→ GOAL: Transcribe each line of the material as it is, and drop any picture.

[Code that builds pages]
================================
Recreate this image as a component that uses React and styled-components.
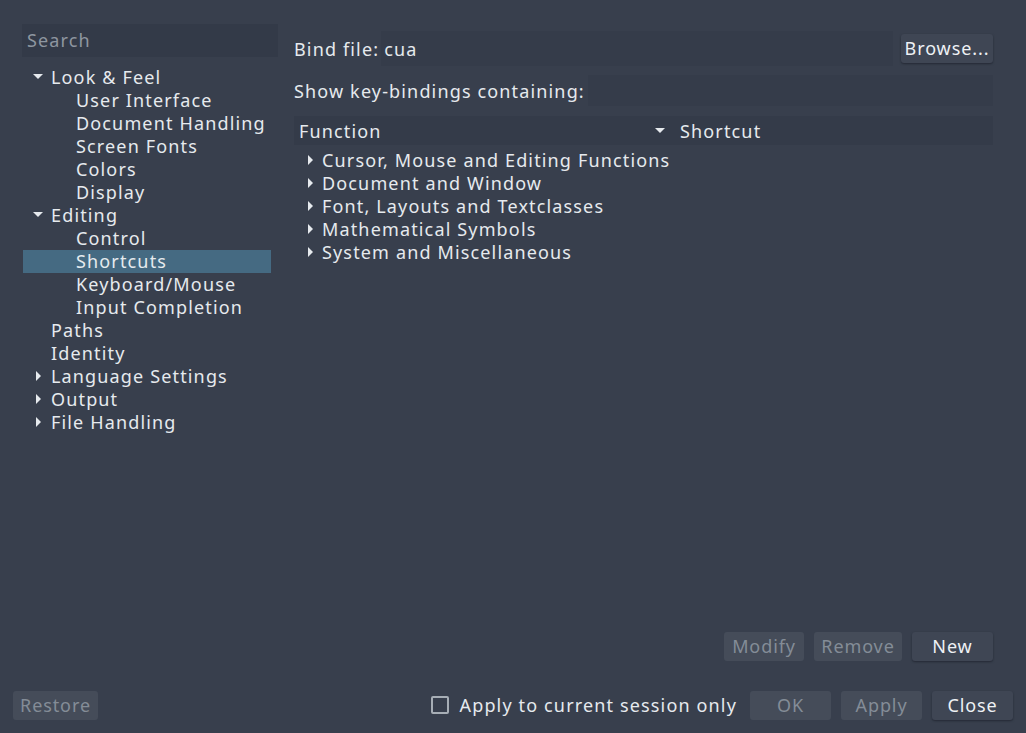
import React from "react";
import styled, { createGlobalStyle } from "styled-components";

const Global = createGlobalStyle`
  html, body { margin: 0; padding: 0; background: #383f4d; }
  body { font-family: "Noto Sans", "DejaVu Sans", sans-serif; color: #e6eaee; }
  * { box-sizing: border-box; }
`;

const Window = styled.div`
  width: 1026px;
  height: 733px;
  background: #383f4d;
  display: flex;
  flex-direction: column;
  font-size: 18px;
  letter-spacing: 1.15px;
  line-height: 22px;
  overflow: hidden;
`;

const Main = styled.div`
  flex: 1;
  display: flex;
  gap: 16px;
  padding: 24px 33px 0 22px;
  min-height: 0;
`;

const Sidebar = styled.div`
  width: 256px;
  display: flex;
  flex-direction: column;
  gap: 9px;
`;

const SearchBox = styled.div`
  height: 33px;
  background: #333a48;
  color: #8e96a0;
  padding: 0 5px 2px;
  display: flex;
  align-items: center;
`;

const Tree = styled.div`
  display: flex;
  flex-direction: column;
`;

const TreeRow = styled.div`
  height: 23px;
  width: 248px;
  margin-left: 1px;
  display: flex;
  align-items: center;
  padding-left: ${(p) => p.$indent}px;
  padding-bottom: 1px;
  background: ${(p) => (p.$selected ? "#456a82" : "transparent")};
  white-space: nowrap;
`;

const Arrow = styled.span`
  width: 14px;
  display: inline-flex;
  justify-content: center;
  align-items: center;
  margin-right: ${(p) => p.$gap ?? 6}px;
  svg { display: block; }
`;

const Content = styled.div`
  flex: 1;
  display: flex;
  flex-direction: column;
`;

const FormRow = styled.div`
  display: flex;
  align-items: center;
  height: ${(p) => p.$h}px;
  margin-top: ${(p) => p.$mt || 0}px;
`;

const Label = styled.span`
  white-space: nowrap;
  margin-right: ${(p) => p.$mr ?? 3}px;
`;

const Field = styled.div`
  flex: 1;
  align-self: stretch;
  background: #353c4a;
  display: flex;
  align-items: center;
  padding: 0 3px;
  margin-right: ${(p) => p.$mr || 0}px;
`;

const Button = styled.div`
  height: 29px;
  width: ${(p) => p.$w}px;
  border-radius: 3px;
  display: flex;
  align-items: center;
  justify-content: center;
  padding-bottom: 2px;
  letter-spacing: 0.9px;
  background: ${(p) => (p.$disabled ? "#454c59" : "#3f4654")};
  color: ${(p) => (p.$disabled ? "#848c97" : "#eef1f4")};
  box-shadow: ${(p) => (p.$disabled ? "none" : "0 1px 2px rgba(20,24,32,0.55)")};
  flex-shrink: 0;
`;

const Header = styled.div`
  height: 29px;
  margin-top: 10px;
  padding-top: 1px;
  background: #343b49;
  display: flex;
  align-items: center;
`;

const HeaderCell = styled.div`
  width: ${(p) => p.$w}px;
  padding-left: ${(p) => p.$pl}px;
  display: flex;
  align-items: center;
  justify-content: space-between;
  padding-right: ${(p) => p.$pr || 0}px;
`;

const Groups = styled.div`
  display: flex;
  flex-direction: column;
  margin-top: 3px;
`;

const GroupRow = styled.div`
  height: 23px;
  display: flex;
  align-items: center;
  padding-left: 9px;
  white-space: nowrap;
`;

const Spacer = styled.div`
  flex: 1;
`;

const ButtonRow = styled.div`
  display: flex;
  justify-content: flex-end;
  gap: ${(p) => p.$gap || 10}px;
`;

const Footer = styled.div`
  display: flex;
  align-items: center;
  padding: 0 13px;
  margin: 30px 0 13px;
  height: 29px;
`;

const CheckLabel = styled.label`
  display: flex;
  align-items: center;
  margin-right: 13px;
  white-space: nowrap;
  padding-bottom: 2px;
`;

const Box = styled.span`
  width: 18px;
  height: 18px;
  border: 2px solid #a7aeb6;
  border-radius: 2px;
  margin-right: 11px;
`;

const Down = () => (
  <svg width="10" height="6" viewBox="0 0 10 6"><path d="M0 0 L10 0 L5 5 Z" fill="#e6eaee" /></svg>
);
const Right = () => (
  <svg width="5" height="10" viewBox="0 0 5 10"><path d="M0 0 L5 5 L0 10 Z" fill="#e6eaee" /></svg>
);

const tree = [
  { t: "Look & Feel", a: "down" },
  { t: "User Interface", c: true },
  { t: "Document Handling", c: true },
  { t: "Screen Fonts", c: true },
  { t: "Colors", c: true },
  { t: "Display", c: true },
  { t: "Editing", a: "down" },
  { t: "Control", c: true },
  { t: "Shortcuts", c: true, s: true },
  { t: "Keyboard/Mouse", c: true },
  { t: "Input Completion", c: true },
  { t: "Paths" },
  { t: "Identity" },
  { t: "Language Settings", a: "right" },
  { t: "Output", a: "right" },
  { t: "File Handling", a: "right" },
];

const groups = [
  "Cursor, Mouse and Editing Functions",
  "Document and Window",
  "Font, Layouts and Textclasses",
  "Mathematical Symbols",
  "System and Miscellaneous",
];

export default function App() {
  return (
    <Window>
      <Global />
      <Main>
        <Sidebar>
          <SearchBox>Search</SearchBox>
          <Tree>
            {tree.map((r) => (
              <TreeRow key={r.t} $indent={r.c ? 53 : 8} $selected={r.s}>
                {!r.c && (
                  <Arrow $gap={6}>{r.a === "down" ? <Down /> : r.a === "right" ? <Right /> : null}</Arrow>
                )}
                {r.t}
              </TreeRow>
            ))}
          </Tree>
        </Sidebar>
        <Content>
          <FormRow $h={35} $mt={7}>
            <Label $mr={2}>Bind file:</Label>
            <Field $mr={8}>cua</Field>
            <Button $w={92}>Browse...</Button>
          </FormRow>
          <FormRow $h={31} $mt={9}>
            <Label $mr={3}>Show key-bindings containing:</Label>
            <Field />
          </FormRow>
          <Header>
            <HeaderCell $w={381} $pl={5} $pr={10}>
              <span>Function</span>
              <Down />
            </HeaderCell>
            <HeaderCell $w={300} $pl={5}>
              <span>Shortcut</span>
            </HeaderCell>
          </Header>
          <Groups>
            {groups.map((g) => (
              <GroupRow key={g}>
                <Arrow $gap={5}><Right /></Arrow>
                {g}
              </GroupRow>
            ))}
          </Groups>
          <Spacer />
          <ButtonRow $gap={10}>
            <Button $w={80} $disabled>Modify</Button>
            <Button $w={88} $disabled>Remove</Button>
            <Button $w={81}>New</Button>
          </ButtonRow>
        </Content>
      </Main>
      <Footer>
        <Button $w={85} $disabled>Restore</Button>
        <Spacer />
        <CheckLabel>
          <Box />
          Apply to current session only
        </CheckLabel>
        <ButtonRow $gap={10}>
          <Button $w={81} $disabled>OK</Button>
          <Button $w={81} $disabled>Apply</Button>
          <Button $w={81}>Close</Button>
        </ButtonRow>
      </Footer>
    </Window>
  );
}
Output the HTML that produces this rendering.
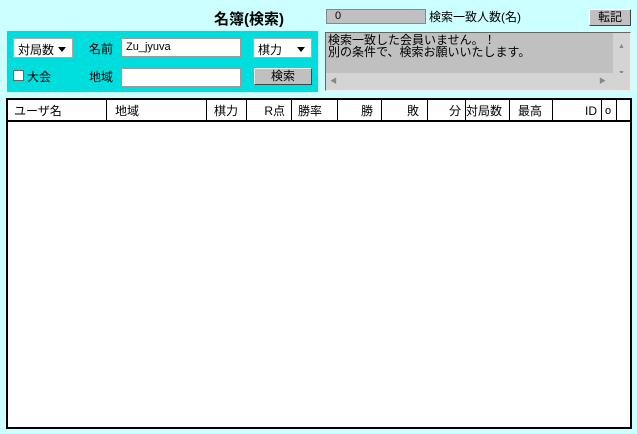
================================
→ TASK SOLUTION:
Recreate this image as a component that uses React and styled-components.
import React from "react";
import styled, { createGlobalStyle } from "styled-components";

const Global = createGlobalStyle`
  html, body { margin: 0; padding: 0; background: #383f4d; }
  body { font-family: "Noto Sans", "DejaVu Sans", sans-serif; color: #e6eaee; }
  * { box-sizing: border-box; }
`;

const Window = styled.div`
  width: 1026px;
  height: 733px;
  background: #383f4d;
  display: flex;
  flex-direction: column;
  font-size: 18px;
  letter-spacing: 1.15px;
  line-height: 22px;
  overflow: hidden;
`;

const Main = styled.div`
  flex: 1;
  display: flex;
  gap: 16px;
  padding: 24px 33px 0 22px;
  min-height: 0;
`;

const Sidebar = styled.div`
  width: 256px;
  display: flex;
  flex-direction: column;
  gap: 9px;
`;

const SearchBox = styled.div`
  height: 33px;
  background: #333a48;
  color: #8e96a0;
  padding: 0 5px 2px;
  display: flex;
  align-items: center;
`;

const Tree = styled.div`
  display: flex;
  flex-direction: column;
`;

const TreeRow = styled.div`
  height: 23px;
  width: 248px;
  margin-left: 1px;
  display: flex;
  align-items: center;
  padding-left: ${(p) => p.$indent}px;
  padding-bottom: 1px;
  background: ${(p) => (p.$selected ? "#456a82" : "transparent")};
  white-space: nowrap;
`;

const Arrow = styled.span`
  width: 14px;
  display: inline-flex;
  justify-content: center;
  align-items: center;
  margin-right: ${(p) => p.$gap ?? 6}px;
  svg { display: block; }
`;

const Content = styled.div`
  flex: 1;
  display: flex;
  flex-direction: column;
`;

const FormRow = styled.div`
  display: flex;
  align-items: center;
  height: ${(p) => p.$h}px;
  margin-top: ${(p) => p.$mt || 0}px;
`;

const Label = styled.span`
  white-space: nowrap;
  margin-right: ${(p) => p.$mr ?? 3}px;
`;

const Field = styled.div`
  flex: 1;
  align-self: stretch;
  background: #353c4a;
  display: flex;
  align-items: center;
  padding: 0 3px;
  margin-right: ${(p) => p.$mr || 0}px;
`;

const Button = styled.div`
  height: 29px;
  width: ${(p) => p.$w}px;
  border-radius: 3px;
  display: flex;
  align-items: center;
  justify-content: center;
  padding-bottom: 2px;
  letter-spacing: 0.9px;
  background: ${(p) => (p.$disabled ? "#454c59" : "#3f4654")};
  color: ${(p) => (p.$disabled ? "#848c97" : "#eef1f4")};
  box-shadow: ${(p) => (p.$disabled ? "none" : "0 1px 2px rgba(20,24,32,0.55)")};
  flex-shrink: 0;
`;

const Header = styled.div`
  height: 29px;
  margin-top: 10px;
  padding-top: 1px;
  background: #343b49;
  display: flex;
  align-items: center;
`;

const HeaderCell = styled.div`
  width: ${(p) => p.$w}px;
  padding-left: ${(p) => p.$pl}px;
  display: flex;
  align-items: center;
  justify-content: space-between;
  padding-right: ${(p) => p.$pr || 0}px;
`;

const Groups = styled.div`
  display: flex;
  flex-direction: column;
  margin-top: 3px;
`;

const GroupRow = styled.div`
  height: 23px;
  display: flex;
  align-items: center;
  padding-left: 9px;
  white-space: nowrap;
`;

const Spacer = styled.div`
  flex: 1;
`;

const ButtonRow = styled.div`
  display: flex;
  justify-content: flex-end;
  gap: ${(p) => p.$gap || 10}px;
`;

const Footer = styled.div`
  display: flex;
  align-items: center;
  padding: 0 13px;
  margin: 30px 0 13px;
  height: 29px;
`;

const CheckLabel = styled.label`
  display: flex;
  align-items: center;
  margin-right: 13px;
  white-space: nowrap;
  padding-bottom: 2px;
`;

const Box = styled.span`
  width: 18px;
  height: 18px;
  border: 2px solid #a7aeb6;
  border-radius: 2px;
  margin-right: 11px;
`;

const Down = () => (
  <svg width="10" height="6" viewBox="0 0 10 6"><path d="M0 0 L10 0 L5 5 Z" fill="#e6eaee" /></svg>
);
const Right = () => (
  <svg width="5" height="10" viewBox="0 0 5 10"><path d="M0 0 L5 5 L0 10 Z" fill="#e6eaee" /></svg>
);

const tree = [
  { t: "Look & Feel", a: "down" },
  { t: "User Interface", c: true },
  { t: "Document Handling", c: true },
  { t: "Screen Fonts", c: true },
  { t: "Colors", c: true },
  { t: "Display", c: true },
  { t: "Editing", a: "down" },
  { t: "Control", c: true },
  { t: "Shortcuts", c: true, s: true },
  { t: "Keyboard/Mouse", c: true },
  { t: "Input Completion", c: true },
  { t: "Paths" },
  { t: "Identity" },
  { t: "Language Settings", a: "right" },
  { t: "Output", a: "right" },
  { t: "File Handling", a: "right" },
];

const groups = [
  "Cursor, Mouse and Editing Functions",
  "Document and Window",
  "Font, Layouts and Textclasses",
  "Mathematical Symbols",
  "System and Miscellaneous",
];

export default function App() {
  return (
    <Window>
      <Global />
      <Main>
        <Sidebar>
          <SearchBox>Search</SearchBox>
          <Tree>
            {tree.map((r) => (
              <TreeRow key={r.t} $indent={r.c ? 53 : 8} $selected={r.s}>
                {!r.c && (
                  <Arrow $gap={6}>{r.a === "down" ? <Down /> : r.a === "right" ? <Right /> : null}</Arrow>
                )}
                {r.t}
              </TreeRow>
            ))}
          </Tree>
        </Sidebar>
        <Content>
          <FormRow $h={35} $mt={7}>
            <Label $mr={2}>Bind file:</Label>
            <Field $mr={8}>cua</Field>
            <Button $w={92}>Browse...</Button>
          </FormRow>
          <FormRow $h={31} $mt={9}>
            <Label $mr={3}>Show key-bindings containing:</Label>
            <Field />
          </FormRow>
          <Header>
            <HeaderCell $w={381} $pl={5} $pr={10}>
              <span>Function</span>
              <Down />
            </HeaderCell>
            <HeaderCell $w={300} $pl={5}>
              <span>Shortcut</span>
            </HeaderCell>
          </Header>
          <Groups>
            {groups.map((g) => (
              <GroupRow key={g}>
                <Arrow $gap={5}><Right /></Arrow>
                {g}
              </GroupRow>
            ))}
          </Groups>
          <Spacer />
          <ButtonRow $gap={10}>
            <Button $w={80} $disabled>Modify</Button>
            <Button $w={88} $disabled>Remove</Button>
            <Button $w={81}>New</Button>
          </ButtonRow>
        </Content>
      </Main>
      <Footer>
        <Button $w={85} $disabled>Restore</Button>
        <Spacer />
        <CheckLabel>
          <Box />
          Apply to current session only
        </CheckLabel>
        <ButtonRow $gap={10}>
          <Button $w={81} $disabled>OK</Button>
          <Button $w={81} $disabled>Apply</Button>
          <Button $w={81}>Close</Button>
        </ButtonRow>
      </Footer>
    </Window>
  );
}
Output the HTML that produces this rendering.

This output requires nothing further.